WHAT TO PRODUCE
Reproduce every line in the listing that contains the word "React".

──────── DATA SHOWN

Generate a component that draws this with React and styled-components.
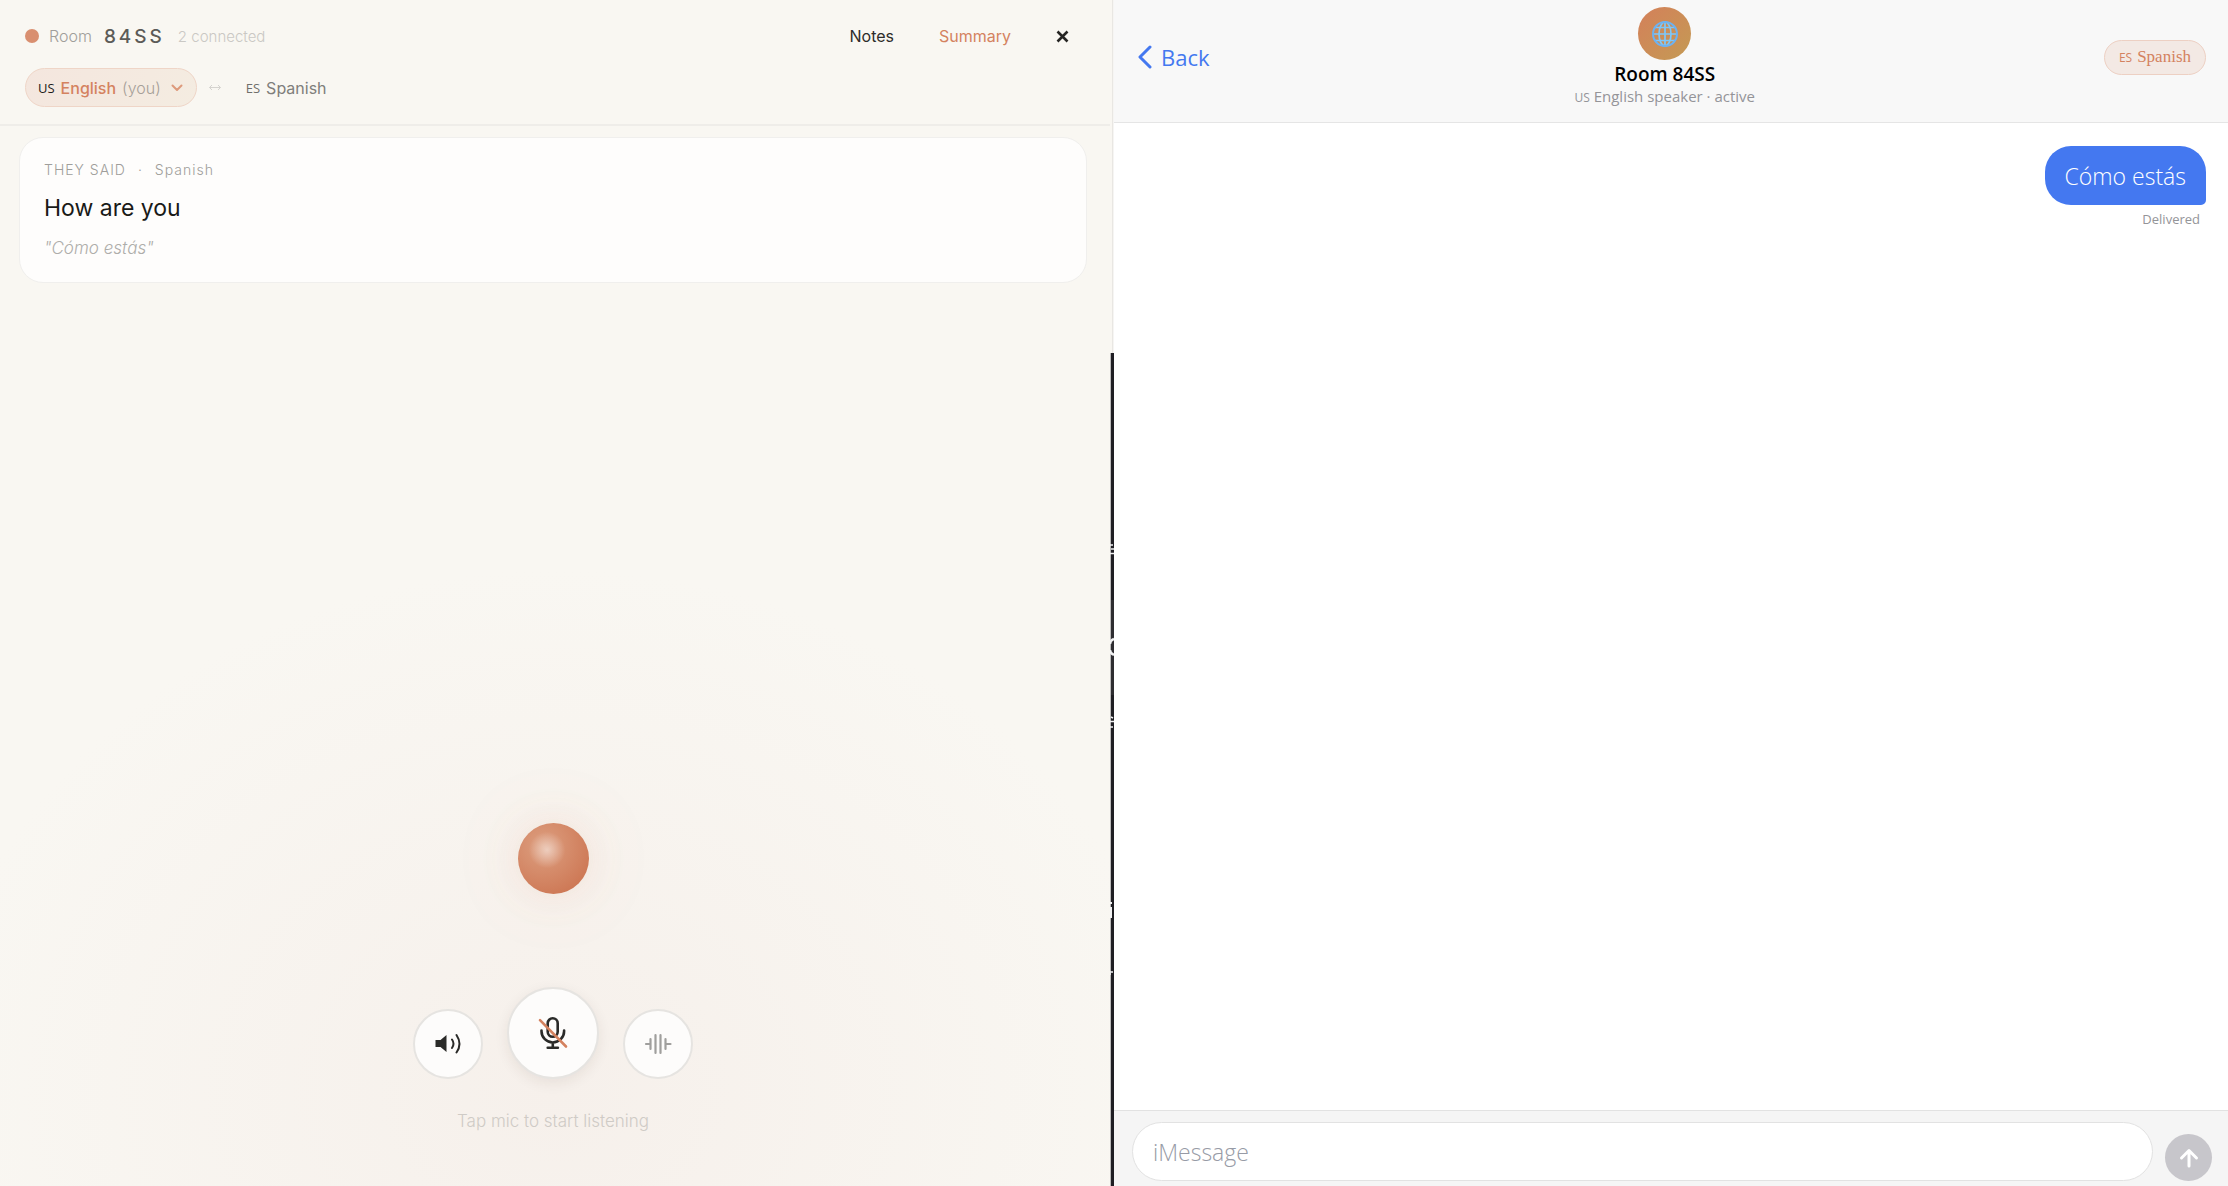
import React from 'react';
import styled, { createGlobalStyle } from 'styled-components';

const GlobalStyle = createGlobalStyle`
    *, *::before, *::after {
        box-sizing: border-box;
    }
    :root {
        --accent: #d4825f;
        --cream: #f9f7f2;
        --blue: #4478f0;
        --ui-font: Inter, "Liberation Sans", sans-serif;
        --phone-font: "Open Sans", "Noto Sans", sans-serif;
    }
    body {
        margin: 0;
    }
    button, input {
        font: inherit;
        color: inherit;
        padding: 0;
        border: none;
        background: none;
    }
    button {
        cursor: pointer;
    }
    svg {
        display: block;
    }
`;

const App = () => {
    return (
        <>
            <GlobalStyle />
            <Split>
                <TranslatorPane />
                <Seam />
                <PhonePane />
            </Split>
        </>
    );
};

const TranslatorPane = () => {
    return (
        <Translator>
            <TopBar>
                <RoomRow>
                    <StatusDot />
                    <RoomLabel>Room</RoomLabel>
                    <RoomCode>84SS</RoomCode>
                    <Connected>2 connected</Connected>
                    <Actions>
                        <TextButton type="button">Notes</TextButton>
                        <TextButton type="button" $accent>Summary</TextButton>
                        <CloseButton type="button" aria-label="Close">
                            <svg width="13" height="13" viewBox="0 0 13 13" fill="none" stroke="currentColor" strokeWidth="2.600">
                                <path d="M1.500 1.500 11.500 11.500M11.500 1.500 1.500 11.500" />
                            </svg>
                        </CloseButton>
                    </Actions>
                </RoomRow>
                <LanguageRow>
                    <LanguagePill type="button">
                        <Flag>US</Flag>
                        <strong>English</strong>
                        <span>(you)</span>
                        <svg width="12" height="8" viewBox="0 0 12 8" fill="none" stroke="currentColor" strokeWidth="2" strokeLinecap="round" strokeLinejoin="round">
                            <path d="M1.500 1.500 6 6l4.500-4.500" />
                        </svg>
                    </LanguagePill>
                    <Swap width="12" height="7" viewBox="0 0 12 7" fill="none" stroke="currentColor">
                        <path d="M.5 3.500h11M3 1 .5 3.500 3 6M9 1l2.500 2.500L9 6" />
                    </Swap>
                    <OtherLanguage>
                        <Flag $muted>ES</Flag>
                        Spanish
                    </OtherLanguage>
                </LanguageRow>
            </TopBar>
            <Feed>
                <Card>
                    <CardMeta>
                        <span>THEY SAID</span>
                        <span>·</span>
                        <span>Spanish</span>
                    </CardMeta>
                    <Translation>How are you</Translation>
                    <Original>"Cómo estás"</Original>
                </Card>
            </Feed>
            <Dock>
                <Orb />
                <Controls>
                    <RoundButton type="button" aria-label="Speaker">
                        <svg width="28" height="22" viewBox="0 0 28 22" fill="none" stroke="currentColor" strokeWidth="2" strokeLinecap="round">
                            <path d="M1.500 7h5l6-5v17l-6-5h-5z" fill="currentColor" stroke="none" />
                            <path d="M18 6.500q3 4.300 0 8.500M22.500 2q6 9 0 17.500" />
                        </svg>
                    </RoundButton>
                    <MicButton type="button" aria-label="Microphone">
                        <svg width="30" height="34" viewBox="0 0 30 34" fill="none" stroke="currentColor" strokeWidth="2.600" strokeLinecap="round">
                            <rect x="9.700" y="2.300" width="10" height="18.400" rx="5" />
                            <path d="M3.500 14.500v.7a11.300 11.300 0 0 0 22.600 0v-.7M14.800 26.500v5M9.700 31.700h10.200" />
                            <path d="M2 4.200 28 30.500" stroke="#d4825f" />
                        </svg>
                    </MicButton>
                    <RoundButton type="button" aria-label="Waveform" $muted>
                        <svg width="28" height="22" viewBox="0 0 28 22" fill="none" stroke="currentColor" strokeWidth="2.200" strokeLinecap="round">
                            <path d="M2 11h4.500M6.500 6v10M11.500 2v18M16.500 2v18M21.500 6v10M21.500 11h5" />
                        </svg>
                    </RoundButton>
                </Controls>
                <Hint>Tap mic to start listening</Hint>
            </Dock>
        </Translator>
    );
};

// the gap between both windows, dark where the desktop shows through
const Seam = () => {
    return (
        <SeamLine aria-hidden="true">
            <svg width="4" height="640" viewBox="0 0 4 640" fill="none" stroke="#f2f2f3">
                <rect x="1" y="247" width="3" height="95" fill="#2e2d31" stroke="none" />
                <path d="M0 192h3M1 196h3M0 200.500h4" strokeWidth="1.500" />
                <path d="M4 286Q0 287.500 0 291M0 297q0 3 4 5" strokeWidth="2.500" />
                <path d="M1 364l2 1M0 368.500h4M0 374h3" strokeWidth="1.500" />
                <path d="M1 549v2M1 554v11" strokeWidth="2" />
                <path d="M0 619h3M0 621h1" strokeWidth="1.500" />
            </svg>
        </SeamLine>
    );
};

const PhonePane = () => {
    return (
        <Phone>
            <PhoneHeader>
                <BackButton type="button">
                    <svg width="14" height="24" viewBox="0 0 14 24" fill="none" stroke="currentColor" strokeWidth="3" strokeLinecap="round" strokeLinejoin="round">
                        <path d="M12 2 2 12l10 10" />
                    </svg>
                    Back
                </BackButton>
                <Contact>
                    <Avatar>
                        <svg width="26" height="26" viewBox="0 0 26 26" fill="none" stroke="#7cc8fb" strokeWidth="1.700">
                            <path d="M13 1v24M1 13h24M3 6.500h20M3 19.500h20" />
                            <ellipse cx="13" cy="13" rx="6" ry="12" />
                            <circle cx="13" cy="13" r="12" stroke="#6cb2f2" strokeWidth="2" />
                        </svg>
                    </Avatar>
                    <ContactName>Room 84SS</ContactName>
                    <ContactStatus><small>US</small> English speaker · active</ContactStatus>
                </Contact>
                <LanguageTag type="button">
                    <small>ES</small>
                    Spanish
                </LanguageTag>
            </PhoneHeader>
            <Messages>
                <Bubble>Cómo estás</Bubble>
                <Receipt>Delivered</Receipt>
            </Messages>
            <Composer>
                <MessageInput type="text" placeholder="iMessage" aria-label="iMessage" />
                <SendButton type="button" aria-label="Send">
                    <svg width="20" height="20" viewBox="0 0 20 20" fill="none" stroke="currentColor" strokeWidth="3" strokeLinecap="round" strokeLinejoin="round">
                        <path d="M10 18V2.500M2.500 10 10 2.500l7.500 7.500" />
                    </svg>
                </SendButton>
            </Composer>
        </Phone>
    );
};

const Split = styled.div`
    display: grid;
    grid-template-columns: calc(50% - 4px) 4px 1fr;
    height: 100vh;
    overflow: hidden;
`;

const SeamLine = styled.div`
    padding-top: 353px;
    background:
        linear-gradient(90deg, #bab9b9 1px, #1f1e23 1px) bottom / 100% calc(100% - 353px) no-repeat,
        linear-gradient(90deg, var(--cream) 2px, #e9e7e3 2px, #e9e7e3 3px, #f6f5f3 3px);
`;

const Translator = styled.main`
    display: flex;
    flex-direction: column;
    min-width: 0;
    font-family: var(--ui-font);
    background: radial-gradient(ellipse 56% 44% at 50% 92%, #f6f0eb, rgba(246, 240, 235, 0) 100%), var(--cream);
`;

const TopBar = styled.header`
    display: flex;
    flex-direction: column;
    gap: 14px;
    padding: 18px 24px 17px 25px;
    border-bottom: 2px solid #efede9;
`;

const RoomRow = styled.div`
    display: flex;
    align-items: center;
    height: 36px;
`;

const StatusDot = styled.span`
    width: 14px;
    height: 14px;
    margin-right: 10px;
    border-radius: 50%;
    background: #d98f70;
`;

const RoomLabel = styled.span`
    margin-right: 12px;
    font-size: 16px;
    font-weight: 300;
    color: #a09e9a;
`;

const RoomCode = styled.strong`
    margin-right: 13px;
    font-size: 19px;
    font-weight: 500;
    letter-spacing: 3px;
    color: #5c5b58;
`;

const Connected = styled.span`
    font-size: 15px;
    font-weight: 300;
    color: #cac8c4;
`;

const Actions = styled.nav`
    display: flex;
    align-items: center;
    gap: 45px;
    margin-left: auto;
    padding-right: 17px;
`;

const TextButton = styled.button`
    font-size: 16px;
    color: ${({ $accent }) => ($accent ? 'var(--accent)' : '#2d2c2a')};
`;

const CloseButton = styled.button`
    color: #262523;
`;

const LanguageRow = styled.div`
    display: flex;
    align-items: center;
    gap: 12px;
`;

const LanguagePill = styled.button`
    display: flex;
    align-items: center;
    gap: 6px;
    height: 39px;
    padding: 0 13px 0 12px;
    border: 1px solid #efd5c7;
    border-radius: 20px;
    background: linear-gradient(120deg, #f4e6de, #f4ece1);
    font-size: 16px;
    font-weight: 300;
    color: #a69f98;
    strong {
        font-weight: 500;
        color: var(--accent);
    }
    svg {
        margin-left: 4px;
        color: #dd9a7c;
    }
`;

const Flag = styled.span`
    font-family: var(--phone-font);
    font-size: 13px;
    font-weight: 400;
    color: ${({ $muted }) => ($muted ? '#6f6e6b' : '#1d1c1a')};
`;

const Swap = styled.svg`
    color: #d5d3cf;
`;

const OtherLanguage = styled.span`
    display: flex;
    align-items: center;
    gap: 6px;
    padding-left: 13px;
    font-size: 16px;
    color: #7f7e7b;
`;

const Feed = styled.section`
    flex: 1;
    min-height: 0;
    padding: 11px 23px 0 19px;
`;

const Card = styled.article`
    padding: 22px 24px;
    border: 1px solid #f0efed;
    border-radius: 24px;
    background: #fefdfc;
`;

const CardMeta = styled.div`
    display: flex;
    gap: 12px;
    font-size: 14px;
    font-weight: 300;
    line-height: 20px;
    letter-spacing: 1px;
    color: #9f9e9b;
`;

const Translation = styled.p`
    margin: 12px 0;
    font-size: 23px;
    line-height: 32px;
    color: #1a1a18;
`;

const Original = styled.p`
    margin: 0;
    font-size: 17px;
    font-style: italic;
    font-weight: 300;
    line-height: 24px;
    color: #aeadaa;
`;

const Dock = styled.section`
    display: flex;
    flex-direction: column;
    align-items: center;
    padding: 0 23px 53px 19px;
`;

const Orb = styled.div`
    width: 71px;
    height: 71px;
    margin-bottom: 93px;
    border-radius: 50%;
    background:
        radial-gradient(circle at 41% 38%, rgba(255, 255, 255, .5), rgba(255, 255, 255, 0) 30%),
        radial-gradient(circle at 35% 32%, #dd9f80, #cd7754 80%);
    box-shadow: 0 0 40px rgba(212, 130, 95, .12), 0 0 90px rgba(212, 130, 95, .08);
`;

const Controls = styled.div`
    display: flex;
    align-items: flex-end;
    gap: 24px;
    margin-bottom: 30px;
`;

const RoundButton = styled.button`
    display: grid;
    place-items: center;
    width: 70px;
    height: 70px;
    border: 2px solid #e6e4e1;
    border-radius: 50%;
    background: #fdfcfb;
    color: ${({ $muted }) => ($muted ? '#a09f9d' : '#2a2a28')};
`;

const MicButton = styled(RoundButton)`
    width: 92px;
    height: 92px;
    box-shadow: 0 4px 14px rgba(60, 40, 30, .08);
`;

const Hint = styled.p`
    margin: 0;
    font-size: 17px;
    font-weight: 300;
    line-height: 24px;
    color: #cfcbc6;
`;

const Phone = styled.section`
    display: flex;
    flex-direction: column;
    min-width: 0;
    font-family: var(--phone-font);
    background: #fff;
`;

const PhoneHeader = styled.header`
    display: flex;
    align-items: center;
    justify-content: space-between;
    padding: 7px 22px 15px 24px;
    border-bottom: 1px solid #e5e5e5;
    background: #f8f8f8;
`;

const BackButton = styled.button`
    display: flex;
    align-items: center;
    gap: 9px;
    padding-right: 16px;
    font-size: 22px;
    color: var(--blue);
`;

const Contact = styled.div`
    display: flex;
    flex-direction: column;
    align-items: center;
`;

const Avatar = styled.div`
    display: grid;
    place-items: center;
    width: 53px;
    height: 53px;
    border-radius: 50%;
    background: linear-gradient(135deg, #d4805a, #c49a54);
`;

const ContactName = styled.h1`
    margin: 2px 0 0;
    font-size: 19px;
    font-weight: 600;
    line-height: 24px;
    color: #000;
`;

const ContactStatus = styled.p`
    margin: 0;
    font-size: 15px;
    line-height: 21px;
    color: #949498;
    small {
        font-size: 12px;
        line-height: 1;
    }
`;

const LanguageTag = styled.button`
    display: flex;
    align-items: center;
    gap: 5px;
    height: 35px;
    padding: 0 14px;
    border: 1px solid #edd0c3;
    border-radius: 18px;
    background: #f3e9e4;
    font-family: "Liberation Serif", serif;
    font-size: 17px;
    color: var(--accent);
    small {
        font-family: var(--phone-font);
        font-size: 12px;
    }
`;

const Messages = styled.div`
    flex: 1;
    display: flex;
    flex-direction: column;
    align-items: flex-end;
    padding: 23px 22px;
`;

const Bubble = styled.p`
    margin: 0;
    padding: 14px 20px 12px;
    border-radius: 26px 26px 5px 26px;
    background: var(--blue);
    font-size: 23px;
    font-weight: 300;
    line-height: 33px;
    color: #fff;
`;

const Receipt = styled.span`
    padding: 4px 6px;
    font-size: 13px;
    line-height: 20px;
    color: #949498;
`;

const Composer = styled.form`
    display: flex;
    align-items: flex-end;
    gap: 12px;
    padding: 11px 16px 5px 18px;
    border-top: 1px solid #e2e2e2;
    background: #f5f5f5;
`;

const MessageInput = styled.input`
    flex: 1;
    min-width: 0;
    height: 59px;
    padding: 0 20px;
    border: 1px solid #e2e2e2;
    border-radius: 30px;
    background: #fff;
    font-size: 23px;
    font-weight: 300;
    &::placeholder {
        color: #979ba6;
    }
`;

const SendButton = styled.button`
    display: grid;
    place-items: center;
    width: 47px;
    height: 47px;
    border-radius: 50%;
    background: #c7c6cb;
    color: #fff;
`;

export default App;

────────────────

RESULT OF THIS EXERCISE
Generate a component that draws this with React and styled-components.
import React from 'react';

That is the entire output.